The Family Research Council and Concerned Women of America are the latest organizations to announce that they will refuse to attend the February conference, which is put on by the American Conservative Union and widely viewed as the premier conservative gathering of the new year.
"We have issues with GOProud," said CWA President Penny Nance. "I understand [ACU officials] want to be inclusive and you never want to appear to be unkind, but this is not about personalities, it's about issues. They can't embrace gay-rights issues and not run counter to social issues."
Tom McClusky, senior vice president for FRC Action, said that FRC officials had decided not to participate in the last conference because of a lack of attention to social issues, but that the inclusion of GOProud in February's conference cemented the decision.
"CPAC thinks social conservatism is the red-headed stepchild they don't want to have around," he said. "We just decided we had had it. It's not our job to keep CPAC conservative or the ACU conservative."
This CPAC event looks once again to be a star-studded who's-who of the American conservative movement. Confirmed speakers include a slew of potential presidential hopefuls, including Haley Barbour, Newt Gingrich, Mitt Romney and John Thune. The group is also expected to hold the first presidential straw poll of the 2012 Republican primary election.

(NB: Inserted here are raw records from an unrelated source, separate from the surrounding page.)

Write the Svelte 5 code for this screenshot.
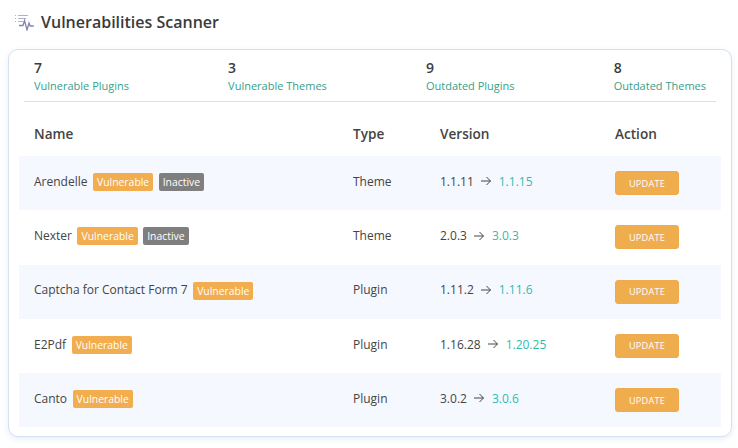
<script>
  const stats = [
    { n: '7', label: 'Vulnerable Plugins' },
    { n: '3', label: 'Vulnerable Themes' },
    { n: '9', label: 'Outdated Plugins' },
    { n: '8', label: 'Outdated Themes' }
  ];
  const rows = [
    { name: 'Arendelle', inactive: true, type: 'Theme', from: '1.1.11', to: '1.1.15' },
    { name: 'Nexter', inactive: true, type: 'Theme', from: '2.0.3', to: '3.0.3' },
    { name: 'Captcha for Contact Form 7', inactive: false, type: 'Plugin', from: '1.11.2', to: '1.11.6' },
    { name: 'E2Pdf', inactive: false, type: 'Plugin', from: '1.16.28', to: '1.20.25' },
    { name: 'Canto', inactive: false, type: 'Plugin', from: '3.0.2', to: '3.0.6' }
  ];
</script>

<div class="page">
  <header class="title">
    <svg class="icon" width="21" height="18" viewBox="0 0 21 18" fill="none" stroke="#8383ad" stroke-width="1">
      <path d="M1 2.5h1M1 5.5h1M1 8.5h1M4 2.5h10M4 5.5h8M4 8.5h5" stroke="#b0b0cc" />
      <path d="M5 12.5h4l1.5-5 2.5 9.5 2-7 1.2 3h3.6" stroke-width="1.3" />
    </svg>
    <h1>Vulnerabilities Scanner</h1>
  </header>

  <section class="card">
    <div class="stats">
      {#each stats as s}
        <div class="stat">
          <div class="num">{s.n}</div>
          <div class="label">{s.label}</div>
        </div>
      {/each}
    </div>

    <div class="row head">
      <div>Name</div>
      <div>Type</div>
      <div>Version</div>
      <div>Action</div>
    </div>

    {#each rows as r, i}
      <div class="row item" class:odd={i % 2 === 0}>
        <div class="name">
          <span class="text">{r.name}</span>
          <span class="badge orange">Vulnerable</span>
          {#if r.inactive}<span class="badge grey">Inactive</span>{/if}
        </div>
        <div class="text">{r.type}</div>
        <div class="version text">
          <span>{r.from}</span>
          <svg width="12" height="10" viewBox="0 0 12 10" fill="none" stroke="#444" stroke-width="1">
            <path d="M1 5h9.5M6.5 1l4 4-4 4" />
          </svg>
          <span class="to">{r.to}</span>
        </div>
        <div><button type="button">UPDATE</button></div>
      </div>
    {/each}
  </section>
</div>

<style>
  :global(body) {
    margin: 0;
    background: #fff;
  }
  .page {
    width: 738px;
    height: 448px;
    box-sizing: border-box;
    padding: 10px 6px 0 8px;
    font-family: "Open Sans", "Noto Sans", sans-serif;
    color: #3d3d3d;
  }
  .title {
    display: flex;
    align-items: center;
    gap: 6px;
    height: 24px;
    padding-left: 6px;
    margin-bottom: 15px;
  }
  .icon {
    flex: none;
  }
  h1 {
    margin: 0;
    font-size: 16px;
    font-weight: 600;
    color: #3a3a3a;
    line-height: 24px;
  }
  .card {
    height: 388px;
    box-sizing: border-box;
    border: 1px solid #d3e1f3;
    border-radius: 10px;
    padding: 0 10px;
    box-shadow: 0 2px 6px rgba(60, 80, 120, 0.1);
    background: #fff;
  }
  .stats {
    display: flex;
    justify-content: space-between;
    margin: 0 5px;
    padding: 8px 10px 7px;
    height: 52px;
    box-sizing: border-box;
    border-bottom: 1px solid #d3e1f3;
  }
  .num {
    font-size: 14px;
    font-weight: 600;
    line-height: 20px;
  }
  .label {
    font-size: 11px;
    line-height: 16px;
    color: #37a08c;
  }
  .row {
    display: grid;
    grid-template-columns: 319px 87px 175px 1fr;
    padding-left: 15px;
    align-items: center;
    font-size: 12px;
    box-sizing: border-box;
  }
  .head {
    height: 54px;
    padding-top: 8px;
    font-size: 13.6px;
    font-weight: 600;
    color: #444;
  }
  .item {
    height: 54.25px;
    padding-bottom: 2px;
    color: #444;
  }
  .odd {
    background: #f5f8ff;
  }
  .text {
    padding-bottom: 1.4px;
  }
  .name {
    display: flex;
    align-items: center;
    gap: 5.5px;
  }
  .badge {
    display: inline-block;
    height: 18px;
    line-height: 18px;
    padding: 0 4px;
    border-radius: 2px;
    color: #fff;
    font-size: 10.4px;
    font-weight: 500;
  }
  .orange {
    background: #f1ad4e;
  }
  .grey {
    background: #7f7f7f;
  }
  .version {
    display: flex;
    align-items: center;
    gap: 6.5px;
  }
  .to {
    color: #2fbcb0;
  }
  button {
    width: 64px;
    height: 24px;
    margin-top: 2px;
    padding: 0;
    border: 1px solid #eeaa4c;
    border-radius: 3px;
    background: #f0ad4e;
    color: #fff;
    font-family: inherit;
    font-size: 9.2px;
    font-weight: 500;
    letter-spacing: 0.2px;
    display: block;
  }
</style>
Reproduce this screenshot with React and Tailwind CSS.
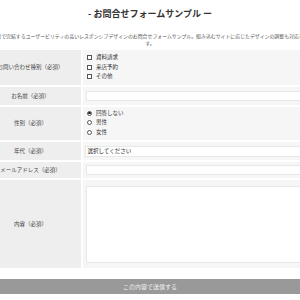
import React from "react";

const jp = { fontFamily: '"Noto Sans CJK JP", "Noto Sans", sans-serif' };

function Box() {
  return <span className="inline-block w-[5px] h-[5px] border-[0.5px] border-[#555] bg-white shrink-0" />;
}

function Radio({ checked }) {
  return (
    <span className="w-[5px] h-[5px] rounded-full border-[0.5px] border-[#555] bg-white shrink-0 flex items-center justify-center">
      {checked && <span className="w-[2.5px] h-[2.5px] rounded-full bg-[#222]" />}
    </span>
  );
}

function Row({ label, children, className = "" }) {
  return (
    <div className="grid grid-cols-[101px_1fr] gap-x-[2px]">
      <div className="bg-[#eeeeee] flex items-center justify-center text-[5.5px] text-[#444]">{label}</div>
      <div className={"bg-[#f6f6f6] " + className}>{children}</div>
    </div>
  );
}

export default function App() {
  return (
    <div className="w-[300px] h-[300px] overflow-hidden bg-white" style={jp}>
      <div className="w-[340px] ml-[-20px]">
        <div className="pt-[8px] text-center text-[9px] font-bold text-[#333] leading-[12px]">- お問合せフォームサンプル ー</div>
        <div className="mt-[12px] text-center text-[4.9px] leading-[7px] text-[#555]">
          <div className="whitespace-nowrap">項目で完結するユーザービリティの高いレスポンシブデザインのお問合せフォームサンプル。組み込むサイトに応じたデザインの調整も対応しま</div>
          <div>す。</div>
        </div>
        <div className="mt-[4px] flex flex-col gap-y-[2px]">
          <Row label="お問い合わせ種別（必須）" className="h-[35px] pl-[4px] pt-[5px] flex flex-col gap-y-[4.5px] text-[5.5px] text-[#333]">
            {["資料請求", "来店予約", "その他"].map((t) => (
              <div key={t} className="flex items-center gap-[4px] h-[5px] leading-[5px]">
                <Box />
                <span>{t}</span>
              </div>
            ))}
          </Row>
          <Row label="お名前（必須）" className="h-[17.5px] pl-[3px] py-[4px]">
            <div className="h-full bg-white border-[0.5px] border-[#e8e8e8]" />
          </Row>
          <Row label="性別（必須）" className="h-[33.5px] pl-[4px] pt-[4px] flex flex-col gap-y-[4.5px] text-[5.5px] text-[#333]">
            {[["回答しない", true], ["男性", false], ["女性", false]].map(([t, c]) => (
              <div key={t} className="flex items-center gap-[4px] h-[5px] leading-[5px]">
                <Radio checked={c} />
                <span>{t}</span>
              </div>
            ))}
          </Row>
          <Row label="年代（必須）" className="h-[18px] pl-[1.5px] py-[3.5px]">
            <div className="h-full bg-white border-[0.5px] border-[#e8e8e8] flex items-center pl-[2px] text-[5.5px] text-[#222]">選択してください</div>
          </Row>
          <Row label="メールアドレス（必須）" className="h-[16px] pl-[3px] py-[3px]">
            <div className="h-full bg-white border-[0.5px] border-[#e8e8e8]" />
          </Row>
          <Row label="内容（必須）" className="h-[88px] pl-[3px] pt-[6px] pb-[5px]">
            <div className="h-full bg-white border-[0.5px] border-[#e8e8e8]" />
          </Row>
        </div>
        <div className="mt-[11px] h-[15px] bg-[#999999] flex items-center justify-center text-[6px] text-[#f0f0f0]">この内容で送信する</div>
      </div>
    </div>
  );
}
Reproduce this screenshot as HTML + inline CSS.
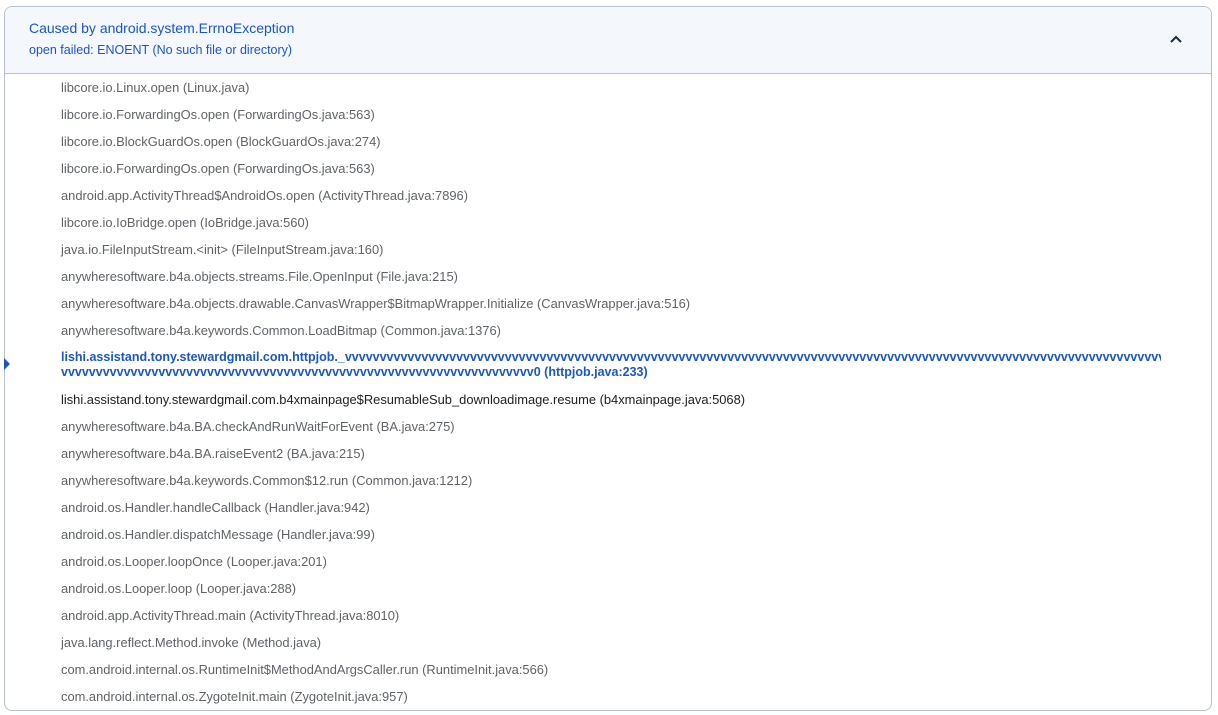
<!DOCTYPE html>
<html><head><meta charset="utf-8"><style>
body{margin:0;background:#fff;font-family:"Liberation Sans",Arial,sans-serif;}
.box{position:absolute;left:4px;top:6px;width:1206px;height:703px;border:1px solid #b8c0cc;border-radius:8px;overflow:hidden;}
.hdr{height:66px;background:#f4f7fc;border-bottom:1px solid #b8c0cc;position:relative;}
.t1{position:absolute;left:24px;top:13px;font-size:14px;color:#1a56c8;}
.t2{position:absolute;left:24px;top:36px;font-size:12.5px;color:#1a56c8;}
.chev{position:absolute;right:29px;top:28px;}
.row{position:absolute;left:61px;font-size:12.9px;color:#5f6368;white-space:nowrap;}
.dark{color:#202124;}
.hl{font-weight:bold;color:#1a56c8;overflow:hidden;font-size:12.5px;}
.mark{position:absolute;left:4px;top:358px;width:0;height:0;border-top:6px solid transparent;border-bottom:6px solid transparent;border-left:6px solid #1a56c8;}
</style></head><body>
<div class="box">
<div class="hdr"><div class="t1">Caused by android.system.ErrnoException</div><div class="t2">open failed: ENOENT (No such file or directory)</div>
<svg class="chev" width="12" height="8" viewBox="0 0 12 8"><path d="M1 7L6 2L11 7" stroke="#1b2a3a" stroke-width="2" fill="none"/></svg></div>
</div>
<div class="mark"></div>
<div class="row" style="top:80px">libcore.io.Linux.open (Linux.java)</div>
<div class="row" style="top:107px">libcore.io.ForwardingOs.open (ForwardingOs.java:563)</div>
<div class="row" style="top:134px">libcore.io.BlockGuardOs.open (BlockGuardOs.java:274)</div>
<div class="row" style="top:161px">libcore.io.ForwardingOs.open (ForwardingOs.java:563)</div>
<div class="row" style="top:188px">android.app.ActivityThread$AndroidOs.open (ActivityThread.java:7896)</div>
<div class="row" style="top:215px">libcore.io.IoBridge.open (IoBridge.java:560)</div>
<div class="row" style="top:242px">java.io.FileInputStream.&lt;init&gt; (FileInputStream.java:160)</div>
<div class="row" style="top:269px">anywheresoftware.b4a.objects.streams.File.OpenInput (File.java:215)</div>
<div class="row" style="top:296px">anywheresoftware.b4a.objects.drawable.CanvasWrapper$BitmapWrapper.Initialize (CanvasWrapper.java:516)</div>
<div class="row" style="top:323px">anywheresoftware.b4a.keywords.Common.LoadBitmap (Common.java:1376)</div>
<div class="row hl" style="top:350px;width:1100px">lishi.assistand.tony.stewardgmail.com.httpjob._vvvvvvvvvvvvvvvvvvvvvvvvvvvvvvvvvvvvvvvvvvvvvvvvvvvvvvvvvvvvvvvvvvvvvvvvvvvvvvvvvvvvvvvvvvvvvvvvvvvvvvvvvvvvvvvvvvvvvvvvvvvvvvvvvvvvvvvvvvvvvvvvvvvvvvvvvvvvvvvvvvvvv</div>
<div class="row hl" style="top:365px">vvvvvvvvvvvvvvvvvvvvvvvvvvvvvvvvvvvvvvvvvvvvvvvvvvvvvvvvvvvvvvvvvvvv0 (httpjob.java:233)</div>
<div class="row dark" style="top:392px">lishi.assistand.tony.stewardgmail.com.b4xmainpage$ResumableSub_downloadimage.resume (b4xmainpage.java:5068)</div>
<div class="row" style="top:419px">anywheresoftware.b4a.BA.checkAndRunWaitForEvent (BA.java:275)</div>
<div class="row" style="top:446px">anywheresoftware.b4a.BA.raiseEvent2 (BA.java:215)</div>
<div class="row" style="top:473px">anywheresoftware.b4a.keywords.Common$12.run (Common.java:1212)</div>
<div class="row" style="top:500px">android.os.Handler.handleCallback (Handler.java:942)</div>
<div class="row" style="top:527px">android.os.Handler.dispatchMessage (Handler.java:99)</div>
<div class="row" style="top:554px">android.os.Looper.loopOnce (Looper.java:201)</div>
<div class="row" style="top:581px">android.os.Looper.loop (Looper.java:288)</div>
<div class="row" style="top:608px">android.app.ActivityThread.main (ActivityThread.java:8010)</div>
<div class="row" style="top:635px">java.lang.reflect.Method.invoke (Method.java)</div>
<div class="row" style="top:662px">com.android.internal.os.RuntimeInit$MethodAndArgsCaller.run (RuntimeInit.java:566)</div>
<div class="row" style="top:689px">com.android.internal.os.ZygoteInit.main (ZygoteInit.java:957)</div>
</body></html>
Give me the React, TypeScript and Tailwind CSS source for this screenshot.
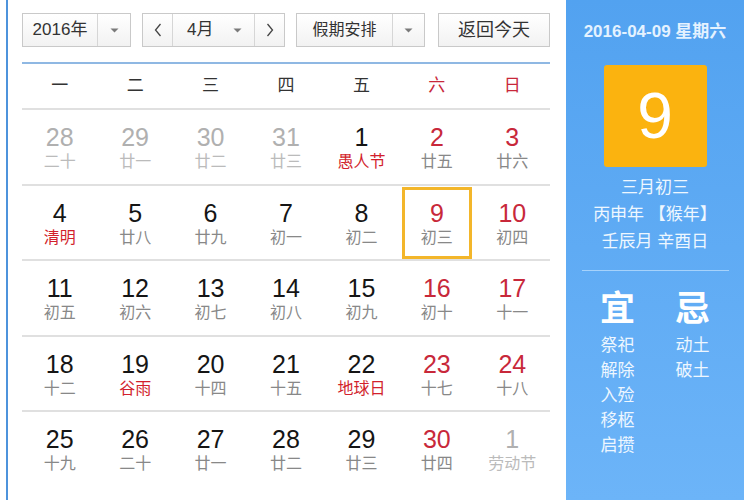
type Day = { n: number; l: string; dim?: boolean; red?: boolean; hol?: boolean; sel?: boolean }

const rows: Day[][] = [
  [
    { n: 28, l: '二十', dim: true },
    { n: 29, l: '廿一', dim: true },
    { n: 30, l: '廿二', dim: true },
    { n: 31, l: '廿三', dim: true },
    { n: 1, l: '愚人节', hol: true },
    { n: 2, l: '廿五', red: true },
    { n: 3, l: '廿六', red: true },
  ],
  [
    { n: 4, l: '清明', hol: true },
    { n: 5, l: '廿八' },
    { n: 6, l: '廿九' },
    { n: 7, l: '初一' },
    { n: 8, l: '初二' },
    { n: 9, l: '初三', red: true, sel: true },
    { n: 10, l: '初四', red: true },
  ],
  [
    { n: 11, l: '初五' },
    { n: 12, l: '初六' },
    { n: 13, l: '初七' },
    { n: 14, l: '初八' },
    { n: 15, l: '初九' },
    { n: 16, l: '初十', red: true },
    { n: 17, l: '十一', red: true },
  ],
  [
    { n: 18, l: '十二' },
    { n: 19, l: '谷雨', hol: true },
    { n: 20, l: '十四' },
    { n: 21, l: '十五' },
    { n: 22, l: '地球日', hol: true },
    { n: 23, l: '十七', red: true },
    { n: 24, l: '十八', red: true },
  ],
  [
    { n: 25, l: '十九' },
    { n: 26, l: '二十' },
    { n: 27, l: '廿一' },
    { n: 28, l: '廿二' },
    { n: 29, l: '廿三' },
    { n: 30, l: '廿四', red: true },
    { n: 1, l: '劳动节', dim: true },
  ],
]

const weekdays = ['一', '二', '三', '四', '五', '六', '日']

function Caret() {
  return (
    <svg width="9" height="5" viewBox="0 0 9 5">
      <path d="M0.5 0.5h8L4.5 4.5z" fill="#7a7a7a" />
    </svg>
  )
}

function Chevron({ dir }: { dir: 'l' | 'r' }) {
  return (
    <svg width="8" height="14" viewBox="0 0 8 14">
      <path
        d={dir === 'l' ? 'M6.5 1L1.5 7l5 6' : 'M1.5 1l5 6-5 6'}
        fill="none"
        stroke="#444"
        strokeWidth="1.3"
      />
    </svg>
  )
}

const box = 'h-[34px] border border-[#c9c9c9] bg-gradient-to-b from-white to-[#f2f2f2] flex items-stretch'

function Cell({ d }: { d: Day }) {
  const num = d.dim ? 'text-[#b0b0b0]' : d.red ? 'text-[#c8283a]' : 'text-[#151515]'
  const lunar = d.hol && !d.dim ? 'text-[#d21f2d]' : d.dim ? 'text-[#bbbbbb]' : 'text-[#888888]'
  const inner = (
    <>
      <div className={`text-[25px] leading-[26px] ${num}`}>{d.n}</div>
      <div className={`mt-[2px] text-[16px] leading-[20px] ${lunar}`}>{d.l}</div>
    </>
  )
  if (d.sel) {
    return (
      <div className="flex h-[73.5px] flex-col items-stretch pt-[1px]">
        <div className="mx-[3px] flex h-[72.5px] flex-col items-center border-[3px] border-[#f3b62a] pt-[10px]">
          {inner}
        </div>
      </div>
    )
  }
  return <div className="flex h-[73.5px] flex-col items-center pt-[14px]">{inner}</div>
}

export default function App() {
  return (
    <div
      className="flex h-[500px] w-[750px] overflow-hidden bg-white pl-[6px]"
      style={{ fontFamily: '"Liberation Sans", "Noto Sans CJK SC", sans-serif' }}
    >
      <div className="w-[560px] border-l-2 border-[#4d93dc] pl-[14px] pr-[16px]">
        <div className="mt-[13px] flex text-[17px] text-[#333]">
          <div className={`${box} w-[109px]`}>
            <div className="flex w-[75px] items-center justify-center border-r border-[#d6d6d6]">2016年</div>
            <div className="flex flex-1 items-center justify-center">
              <Caret />
            </div>
          </div>
          <div className={`${box} ml-[11px] w-[143px]`}>
            <div className="flex w-[30px] items-center justify-center border-r border-[#d6d6d6]">
              <Chevron dir="l" />
            </div>
            <div className="flex flex-1 items-center justify-between pl-[14px] pr-[12px]">
              <span>4月</span>
              <Caret />
            </div>
            <div className="flex w-[30px] items-center justify-center border-l border-[#d6d6d6]">
              <Chevron dir="r" />
            </div>
          </div>
          <div className={`${box} ml-[11px] w-[129px]`}>
            <div className="flex w-[96px] items-center justify-center border-r border-[#d6d6d6] text-[16px]">假期安排</div>
            <div className="flex flex-1 items-center justify-center">
              <Caret />
            </div>
          </div>
          <div className={`${box} ml-[13px] flex-1`}>
            <div className="flex flex-1 items-center justify-center text-[18px]">返回今天</div>
          </div>
        </div>
        <div className="mt-[15px] border-t-2 border-[#8fb8e3]" />
        <div className="grid h-[44px] grid-cols-7 items-center text-[17px]">
          {weekdays.map((w, i) => (
            <div key={w} className={`text-center ${i > 4 ? 'text-[#c8283a]' : 'text-[#333]'}`}>
              {w}
            </div>
          ))}
        </div>
        {rows.map((r, i) => (
          <div key={i} className="grid grid-cols-7 border-t-2 border-[#e0e0e0]">
            {r.map((d, j) => (
              <Cell key={j} d={d} />
            ))}
          </div>
        ))}
      </div>
      <div className="flex w-[178px] flex-col items-center bg-gradient-to-b from-[#52a2f0] to-[#6cb4f8] text-[#eef7ff]">
        <div className="mt-[22px] text-[17px] font-bold leading-[20px] text-[#e4f2ff]">2016-04-09 星期六</div>
        <div className="mt-[23px] flex h-[102px] w-[103px] items-center justify-center rounded-[3px] bg-[#fbb30f] text-[64px] leading-none text-white">
          9
        </div>
        <div className="mt-[7px] flex flex-col items-center text-[17px] leading-[27px]">
          <div>三月初三</div>
          <div>丙申年 【猴年】</div>
          <div>壬辰月 辛酉日</div>
        </div>
        <div className="mt-[15px] w-[147px] border-t border-[#a6d2fb]" />
        <div className="mt-[18px] flex gap-[15px]">
          <div className="flex w-[60px] flex-col items-center">
            <div className="text-[35px] font-bold leading-[40px] text-white">宜</div>
            <div className="mt-[4px] flex flex-col items-center text-[17px] leading-[25px]">
              <div>祭祀</div>
              <div>解除</div>
              <div>入殓</div>
              <div>移柩</div>
              <div>启攒</div>
            </div>
          </div>
          <div className="flex w-[60px] flex-col items-center">
            <div className="text-[35px] font-bold leading-[40px] text-white">忌</div>
            <div className="mt-[4px] flex flex-col items-center text-[17px] leading-[25px]">
              <div>动土</div>
              <div>破土</div>
            </div>
          </div>
        </div>
      </div>
    </div>
  )
}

But the list of those refusing to attend is also formidable. So far, it also includes the American Principles Project, which launched a boycott of the event in November, the Center for Military Readiness, the Liberty Council, and the National Organization for Marriage.
Andy Blom, APP executive director, said that socially conservative politicians who do decide to attend CPAC "will have to answer hard questions in the future. … A lot of Republican elites are running away from social issues, and as social conservatives, we have to draw a line in the sand."
GOProud participated in the last conference, but at the time it was only six months old and few within the movement were familiar with it. This time, the group has once again signed up as a "participating organization," meaning that it will be involved in planning the meetings.
The ACU could not be reached for comment Wednesday because the group has taken the week off for the holidays, according to a voice message at its Washington headquarters.
Jimmy LaSalvia, executive director of GOProud, said he hoped that social conservatives boycotting the event would change their minds and attend.
"It's a very important event, and it's very important for all conservatives to be there, including social conservatives," Mr. LaSalvia said. "Maybe there are single-issue organizations that don't want to be there, but we're glad to be there."
Social conservatives worry that adding gay-rights groups to the fold will weaken the movement. They cite former President Ronald Reagan's three pillars of conservatism — social, economic and national defense — as the foundation of the Republican Party and basis of its recent electoral gains.
Most of those associated with the "tea party" movement describe themselves as both economic and social conservatives. Mrs. Nance cited a survey showing that 82 percent of tea party members oppose same-sex marriage.
"We are economic conservatives and we believe those issues go hand in hand with social issues," she said.